Y un auténtico tanque americano aparece al final de la película ante el niño que sale de su escondite en el campo de concentración abandonado por los nazis: la prueba, a sus ojos, de que lo que su padre le había contado era cierto. El padre, a costa de su vida, mantuvo su promesa y enseñó a su hijo a seguir creyendo y a no abandonarse al cinismo y la desesperación.
«Todos juntos apasionadamente», la armonía como salvación
La figura del padre también ocupa un lugar central en la película más ligera de las cuatro, el musical «Todos juntos apasionadamente» (The Sound of Music), de Robert Wise: el comandante austriaco Georg Von Trapp (Christopher Plummer), viudo y con siete hijos, contrata como institutriz a una joven, indisciplinada y cantarina novicia llamada María (Julie Andrews), que supera la desconfianza y la hostilidad de los chicos, los celos insidiosos de una bella baronesa enamorada del comandante y el peligro de los nazis que les persiguen mientras intentan refugiarse en Suiza (gracias también a la intervención de las monjas del convento, que sabotean los coches de sus perseguidores), armada únicamente con su contagioso amor por la música y la armonía que sabe difundir a su alrededor.
«La vida es maravillosa», el valor de una vida
El final de La vida es maravillosa (It’s a Wonderful Life), de Frank Capra, la película navideña por excelencia, también es coral. En ella, George Bailey, un honesto padre de familia (James Stewart, el rostro adulto más inocente del cine de Hollywood), llega a meditar el suicidio debido al fracaso de su pequeña empresa y a la pérdida accidental del dinero que le serviría para pagar una cuota vencida, sin la cual lo perdería todo a favor del despreciable Potter (que, por cierto, entró casualmente en posesión de ese dinero, pero se cuidó mucho de avisarle).

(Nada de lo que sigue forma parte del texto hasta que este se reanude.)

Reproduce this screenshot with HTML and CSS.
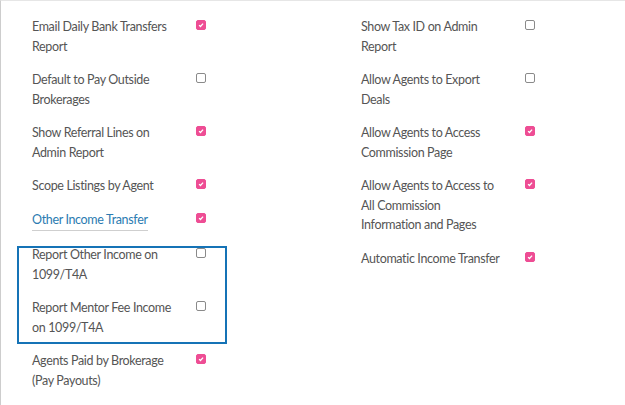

Para ayudar a George en este momento de crisis aparece un ángel de segunda clase, Clarence. Se nota que es de segunda clase: aún no tiene alas, pero tiene la sonrisa bondadosa y la mirada paciente de Henry Travers, y le muestra al desesperado George cómo, sin él y sin las pequeñas acciones cotidianas que ha realizado a lo largo de su vida (todas ellas marcadas por la generosidad y el sacrificio de sí mismo), las vidas de sus familiares, amigos y conciudadanos serían infelices y sin sentido. Y son precisamente esos amigos y conciudadanos los que demuestran a George, en el final, su gratitud en una conmovedora carrera de generosidad.
«Gente común», heridas y reconciliación
Pero si estos tres títulos, gracias al optimismo y la esperanza que transmiten, aparecen a menudo en la programación navideña de las cadenas de televisión, el cuarto título elegido por León XIV es el más inusual, el más doloroso, el más complejo, el más crudo en su crudeza, y me parece que también puede servir de clave para comprender la elección de los otros tres.
La muerte de un hijo es la premisa de Gente común (Ordinary People), de Robert Redford: Conrad, el hermano del chico fallecido, intenta suicidarse, incapaz de superar el sentimiento de culpa por haber sobrevivido; Beth, la madre (Mary Tyler Moore, un rostro televisivo tranquilizador que se desmorona en un personaje odioso), se refugia en una coraza de frialdad y autocontrol que confunde con capacidad de reacción, y que se transforma cada vez más en un odio mal disimulado hacia su hijo; Calvin, el padre (un dolorido, perdido y digno Donald Sutherland, injustamente olvidado por la Academia en las nominaciones a los Oscar de ese año), intenta mediar entre los dos y salvar lo que queda de su familia. El dolor lleva a herir y a hacerse daño, en una furia de golpes ciegos y obstinados que se suceden con obsesiva repetitividad (el Canon de Pachelbel es la eficaz banda sonora de la película), pero reconocerse frágiles y necesitados de amor es la única vía de salvación.
Y el abrazo final entre padre e hijo, que ahoga su mutua declaración de afecto, parece ser la única vía de salvación no solo para esa familia, sino también para la «gente común» de los años ochenta, y para la humanidad de hoy y de todos los tiempos.